Whereas he had made a campaign commitment to ensure that within his first six months in office, he would fix the water problem in Enugu city, he achieved this as promised. According to him, “If indeed, water is life, Ndi Enugu had lived their lives without water, for years.

They are probably one of the few species of beings who possess the ruggedness to live a life devoid of life. As an administration, we were poised to bring life back to our people. No one needed to sermonize to us on the centrality of water to our people’s existence.

Thus, all we planned to achieve as an administration was woven around this central theme of the restoration of life where our people were living suboptimal lives that lacked the life that water brings. Water, to us as a government, was both literal and figurative…. We have recently launched the ultramodern water scheme at Ninth Mile which has a daily production capacity of 70 million cubic meters (70,000,000m3) of clean water, combined with the production of 50 million cubic litres from Oji River.

This gives a total volume of 120 million cubic meters per day as against less than 2,000,000m3 we met on resumption of office. This achievement disrupts over two decades of water scarcity in Enugu urban, and also fulfils our promise to Ndi Enugu to provide Enugu urban residents with water within 180 days.”

Signature projects of immediate impact are good and desirable, but Governor Mbah has moved to the realm of looking ahead.
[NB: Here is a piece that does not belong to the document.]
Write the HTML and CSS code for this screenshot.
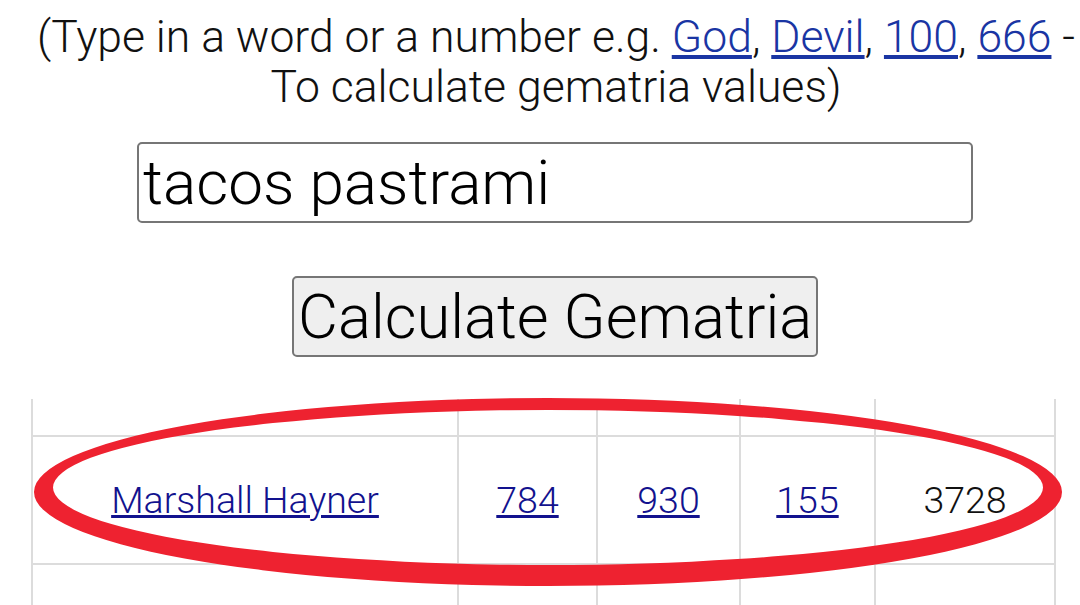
FILE: index.html
```html
<!DOCTYPE html>
<html lang="en">
<head>
<meta charset="UTF-8">
<meta name="viewport" content="width=device-width, initial-scale=1.0">
<title>Gematria Calculator</title>
<link rel="stylesheet" href="styles.css">
</head>
<body>
<div class="calc">
  <p class="hint">(Type in a word or a number e.g. <a href="#">God</a>, <a href="#">Devil</a>, <a href="#">100</a>, <a href="#">666</a> - To calculate gematria values)</p>

  <form class="calc-form">
    <input type="text" class="word-input" value="tacos pastrami">
    <button type="button" class="calc-button">Calculate Gematria</button>
  </form>

  <!-- Results table with the circled row -->
  <div class="results">
    <table class="results-table">
      <tr class="head-row">
        <td></td><td></td><td></td><td></td><td></td>
      </tr>
      <tr class="match-row">
        <td><a href="#">Marshall Hayner</a></td>
        <td><a href="#">784</a></td>
        <td><a href="#">930</a></td>
        <td><a href="#">155</a></td>
        <td>3728</td>
      </tr>
      <tr class="next-row">
        <td></td><td></td><td></td><td></td><td></td>
      </tr>
    </table>
    <svg class="circle-mark" width="1080" height="200" viewBox="0 0 1080 200">
      <path fill="#ee2230" fill-rule="evenodd" d="M34 94 A514 94 0 1 0 1062 94 A514 94 0 1 0 34 94 Z M53 89.5 A495 77.5 0 1 1 1043 89.5 A495 77.5 0 1 1 53 89.5 Z"/>
    </svg>
  </div>
</div>
</body>
</html>
```

FILE: styles.css
```css
body {
  margin: 0;
  padding: 0;
  background: #fff;
  color: #111;
  font-family: Roboto, "Noto Sans", Arial, sans-serif;
  overflow: hidden;
}

.calc {
  width: 1080px;
}

.hint {
  margin: 0;
  padding: 12px 2px 0 34px;
  text-align: center;
  font-size: 44.5px;
  line-height: 50px;
  font-weight: 300;
}

.hint a {
  color: #1a35a3;
}

.calc-form {
  display: flex;
  flex-direction: column;
  align-items: flex-start;
  margin-top: 30px;
}

.word-input {
  box-sizing: border-box;
  width: 836px;
  height: 81px;
  margin-left: 137px;
  padding: 0 4px;
  border: 2px solid #767676;
  border-radius: 5px;
  font-family: Roboto, sans-serif;
  font-size: 62px;
  font-weight: 300;
  color: #000;
}

.calc-button {
  box-sizing: border-box;
  height: 81px;
  margin: 53px 0 0 292px;
  padding: 0 4px;
  border: 2px solid #767676;
  border-radius: 5px;
  background: #efefef;
  font-family: Roboto, sans-serif;
  font-size: 61.5px;
  font-weight: 300;
  color: #000;
}

.results {
  position: relative;
  margin-top: 42px;
}

.results-table {
  border-collapse: collapse;
  margin-left: 31px;
  width: 1025px;
  font-size: 37.5px;
  font-weight: 300;
  text-align: center;
}

.results-table td {
  border: 2px solid #dcdcdc;
  padding: 0;
}

.results-table td:nth-child(1) { width: 424px; }
.results-table td:nth-child(2) { width: 137px; }
.results-table td:nth-child(3) { width: 141px; }
.results-table td:nth-child(4) { width: 133px; }

.head-row td {
  border-top: none;
  height: 36px;
}

.match-row td {
  height: 126px;
}

.next-row td {
  height: 60px;
}

.results-table a {
  color: #12128e;
}

.circle-mark {
  position: absolute;
  left: 0;
  top: -1px;
}
```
He believes education – and quality education at that – is the future of any society and he is going ahead to demonstrate that in speech and deed.
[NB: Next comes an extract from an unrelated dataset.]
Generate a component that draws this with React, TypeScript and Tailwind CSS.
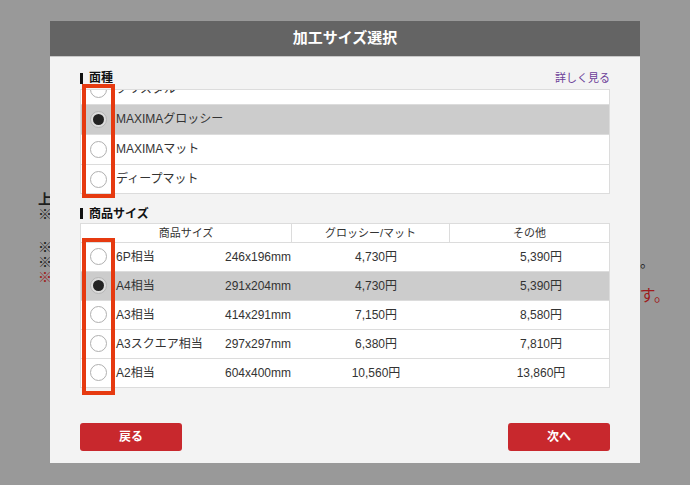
import { useState } from "react";

const font = { fontFamily: '"Liberation Sans", "Noto Sans CJK JP", sans-serif' };

const surfaces = ["クリスタル", "MAXIMAグロッシー", "MAXIMAマット", "ディープマット"];

const sizes = [
  { name: "6P相当", size: "246x196mm", glossy: "4,730円", other: "5,390円" },
  { name: "A4相当", size: "291x204mm", glossy: "4,730円", other: "5,390円" },
  { name: "A3相当", size: "414x291mm", glossy: "7,150円", other: "8,580円" },
  { name: "A3スクエア相当", size: "297x297mm", glossy: "6,380円", other: "7,810円" },
  { name: "A2相当", size: "604x400mm", glossy: "10,560円", other: "13,860円" },
];

function Radio({ checked }: { checked: boolean }) {
  return checked ? (
    <span className="flex h-[17px] w-[17px] shrink-0 items-center justify-center rounded-full border border-[#b5b5b5] bg-[#dcdcdc]">
      <span className="h-[11px] w-[11px] rounded-full bg-[#222]" />
    </span>
  ) : (
    <span className="h-[17px] w-[17px] shrink-0 rounded-full border border-[#b0b0b0] bg-white" />
  );
}

function SectionLabel({ children }: { children: React.ReactNode }) {
  return (
    <div className="flex h-[16px] items-center gap-[6px] text-[12px] font-bold leading-[16px] text-[#111]">
      <span className="h-[11px] w-[3px] bg-[#111]" />
      {children}
    </div>
  );
}

export default function App() {
  const [surface, setSurface] = useState(1);
  const [size, setSize] = useState(1);

  return (
    <div className="relative h-[485px] w-[690px] overflow-hidden bg-[#999999]" style={font}>
      {/* page behind the overlay */}
      <div className="pt-[192px] text-[14px] leading-[15px] text-[#1e1e1e]">
        <div className="pl-[38px] font-bold">上</div>
        <div className="pl-[38px]">※</div>
        <div className="h-[18px]" />
        <div className="pl-[38px]">※</div>
        <div className="flex justify-between pl-[38px] pr-[36px]">
          <span>※</span>
          <span>。</span>
        </div>
        <div className="pl-[38px] text-[#9e1d1d]">※</div>
        <div className="mt-[2px] flex justify-end pr-[20px] text-[16px] leading-[17px] text-[#9e1d1d]">ます。</div>
      </div>

      {/* modal */}
      <div className="absolute left-[50px] top-[21px] w-[590px] bg-[#f3f3f3]">
        <div className="flex h-[36px] items-center justify-center border-b border-[#c8c8c8] bg-[#646464] text-[15px] font-bold text-white">
          加工サイズ選択
        </div>

        <div className="px-[30px] pt-[13px] pb-[12px]">
          <div className="flex items-center justify-between">
            <SectionLabel>面種</SectionLabel>
            <span className="text-[11px] text-[#6b3d98]">詳しく見る</span>
          </div>

          <div className="relative mt-[2px]">
            <div className="h-[105px] overflow-hidden border border-[#dcdcdc] bg-white">
              <div className="-mt-[15px]">
                {surfaces.map((s, i) => (
                  <div
                    key={s}
                    onClick={() => setSurface(i)}
                    className={`flex h-[30px] items-center gap-[9px] border-b border-[#dcdcdc] pl-[9px] text-[12px] text-[#333] ${
                      surface === i ? "bg-[#cccccc]" : "bg-white"
                    }`}
                  >
                    <Radio checked={surface === i} />
                    <span>{s}</span>
                  </div>
                ))}
              </div>
            </div>
            <div className="pointer-events-none absolute -top-[5px] left-[2px] h-[114px] w-[33px] border-[4px] border-[#e63a10]" />
          </div>

          <div className="mt-[12px]">
            <SectionLabel>商品サイズ</SectionLabel>
          </div>

          <div className="relative mt-[1px] border-x border-t border-[#dcdcdc] bg-white">
            <div className="flex h-[19px] border-b border-[#dcdcdc] text-[11px] leading-[18px] text-[#333]">
              <div className="w-[211px] border-r border-[#dcdcdc] text-center">商品サイズ</div>
              <div className="w-[158px] border-r border-[#dcdcdc] text-center">グロッシー/マット</div>
              <div className="flex-1 text-center">その他</div>
            </div>
            {sizes.map((r, i) => (
              <div
                key={r.name}
                onClick={() => setSize(i)}
                className={`flex h-[29px] items-center border-b border-[#dcdcdc] pl-[9px] text-[12px] text-[#333] ${
                  size === i ? "bg-[#cccccc]" : "bg-white"
                }`}
              >
                <Radio checked={size === i} />
                <span className="ml-[9px] w-[109px]">{r.name}</span>
                <span className="w-[100px]">{r.size}</span>
                <span className="w-[102px] text-center">{r.glossy}</span>
                <span className="ml-[54px] w-[120px] text-center">{r.other}</span>
              </div>
            ))}
            <div className="pointer-events-none absolute left-[1px] top-[14px] h-[157px] w-[33px] border-[4px] border-[#e63a10]" />
          </div>

          <div className="mt-[35px] flex justify-between">
            <button className="h-[28px] w-[102px] rounded-[3px] bg-[#c8282d] text-[12px] font-bold text-white">戻る</button>
            <button className="h-[28px] w-[102px] rounded-[3px] bg-[#c8282d] text-[12px] font-bold text-white">次へ</button>
          </div>
        </div>
      </div>
    </div>
  );
}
In a media report, the United Nations Education, Scientific and Cultural Organisation, UNESCO, in its Education For All, EFA, paper tagged “a Dakar framework for action, called for a significant increase in financial commitment by national governments and donors to the education sector to accelerate progress toward the EFA goals.
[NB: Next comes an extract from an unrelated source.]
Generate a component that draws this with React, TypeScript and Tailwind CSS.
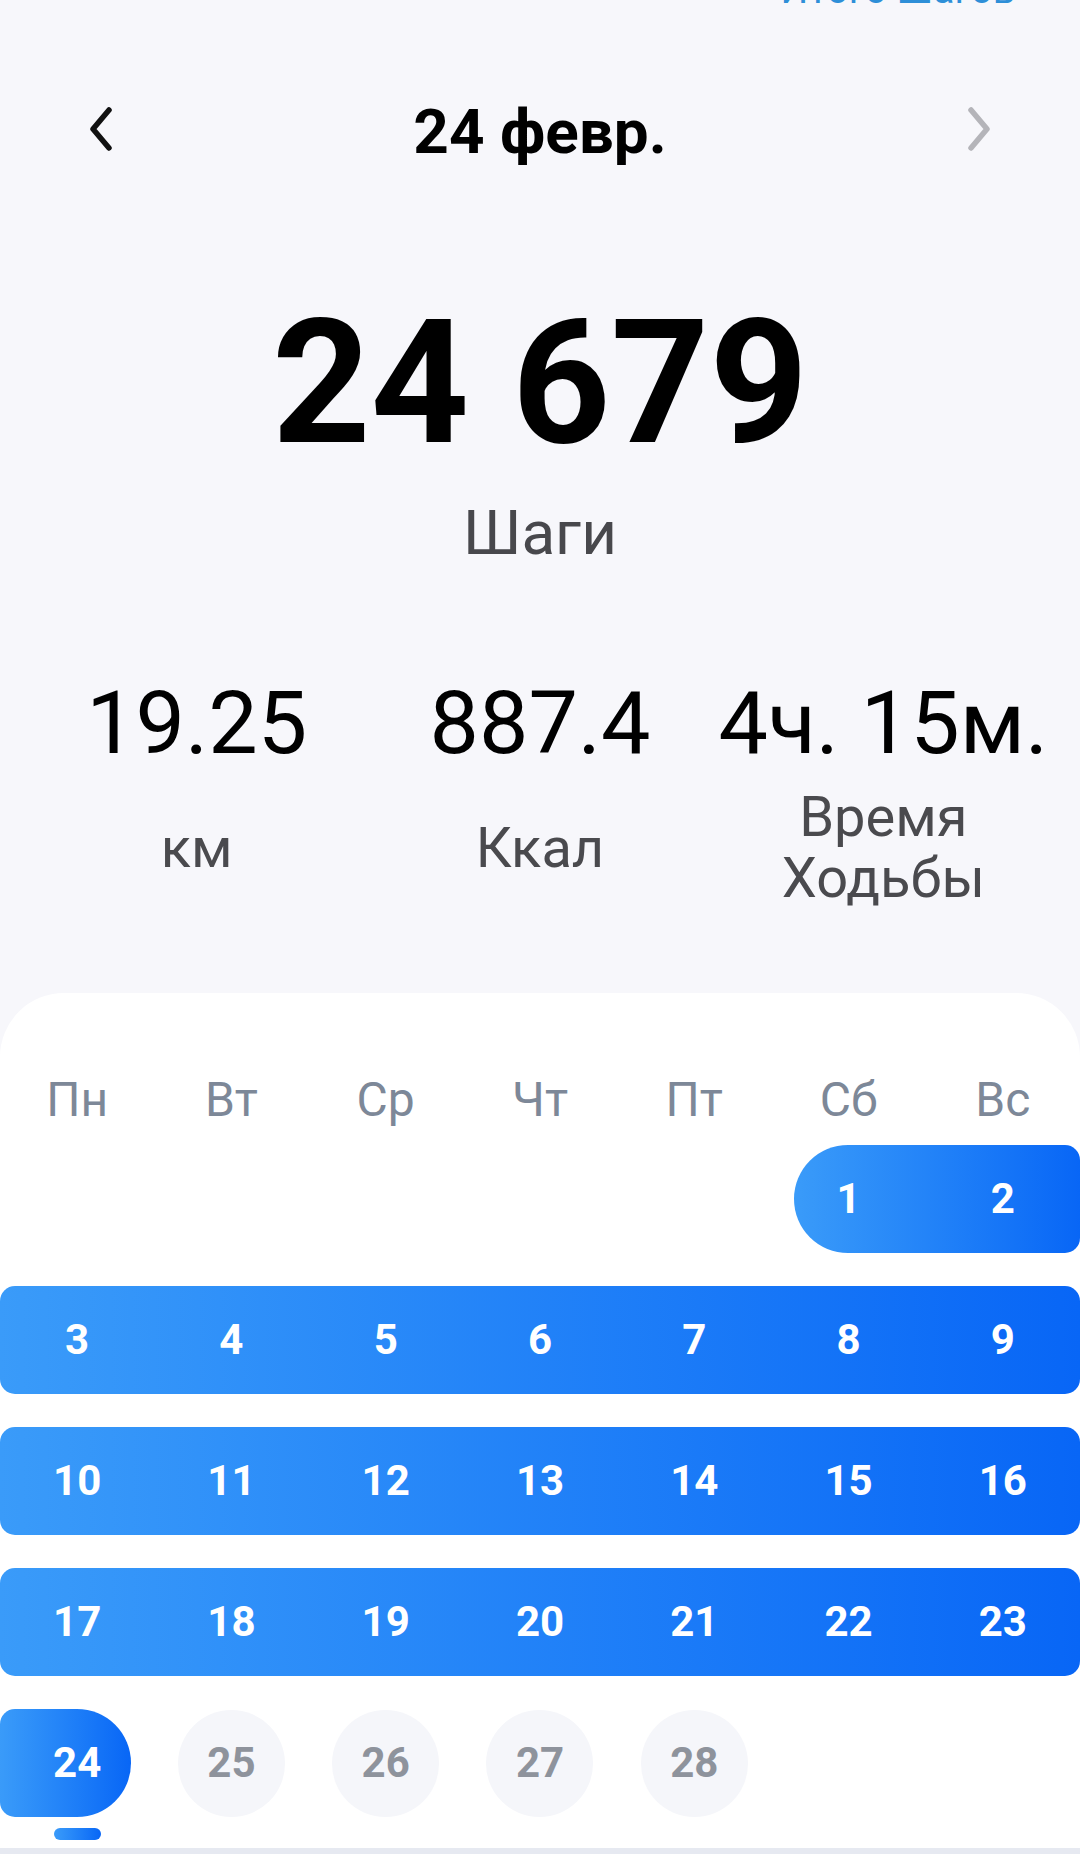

According to the document, the Dakar framework recommended governments to take the lead in increasing financial commitments to EFA, with the EFA high-level steering committee proposing that 15 per cent to 20 per cent of annual budgets be earmarked for education”.

The media report was in the wake of a controversy raised by former Education Minister, Mallam Adamu Adamu, on whether UNESCO had recommended a threshold allocation of 25%/ 26% budgetary provision to education. For Mbah, the best way to tackle the challenges of the future is through education. That is why he has allocated 33% of his 2024 budget to education, the highest ever by any state government in Nigeria or even by the Federal Government of Nigeria. He plans to build smart schools that would serve multi-dimensional purposes and yield multi-dimensional output and outcomes.

In his words, “As I mentioned earlier, education is a key plank in our strategy to eradicate poverty in our state. Consequently, ?134,587,982,647.78, representing 73.6% of the social sector has been earmarked to help reinvent education in our state by developing the new Smart schools which I mentioned earlier as well as repositioning our senior secondary and tertiary institutions by training and retraining teachers and updating our curricula across all levels of education to infuse technology and technology appreciation and skills. This capital expenditure on education combined with the planned recurrent expenditure in the sector will bring our total spending on education to 33% of the total budget.

“The 2024-2026 Multi-Year Budget is named Budget of Disruptive Economic Growth. This is because it is structured to drive growth in a markedly different pattern than we had attempted to do hitherto. This departure from the usual is most apparent in two main areas.

First, our approach to basic education where we are bringing into effect our cut-off program through the development of the 260 model schools to which I had earlier alluded. These schools are unique, not only in the fact that they will house the entire basic school classes from creche to JS3 but also in terms of the significant changes we are making to the curriculum of the children, where we will be infusing new subject areas like Technology, Robotics, Artificial Intelligence, to mention but three.

In addition, the approach to teaching in these schools will be experiential, with extensive use of practicals, examples, dramatization, gamification, and so on. This naturally requires extensive re-training of our teachers to enable them to grasp these new learning approaches as well as the various technology-based teaching and learning tools which we shall deploy examples of which are tablets, interactive whiteboards, learning management systems, etc.

Beyond the ‘hard’ elements of learning, we will also infuse many ‘softer’ elements such as ethics, morals, critical thinking, and hygiene to prepare our children to become the leaders we need tomorrow”. The governor is making giant strides in other areas like the health, agriculture, and industrial sectors. That is why he is worthy to be a Good Governance Awardee.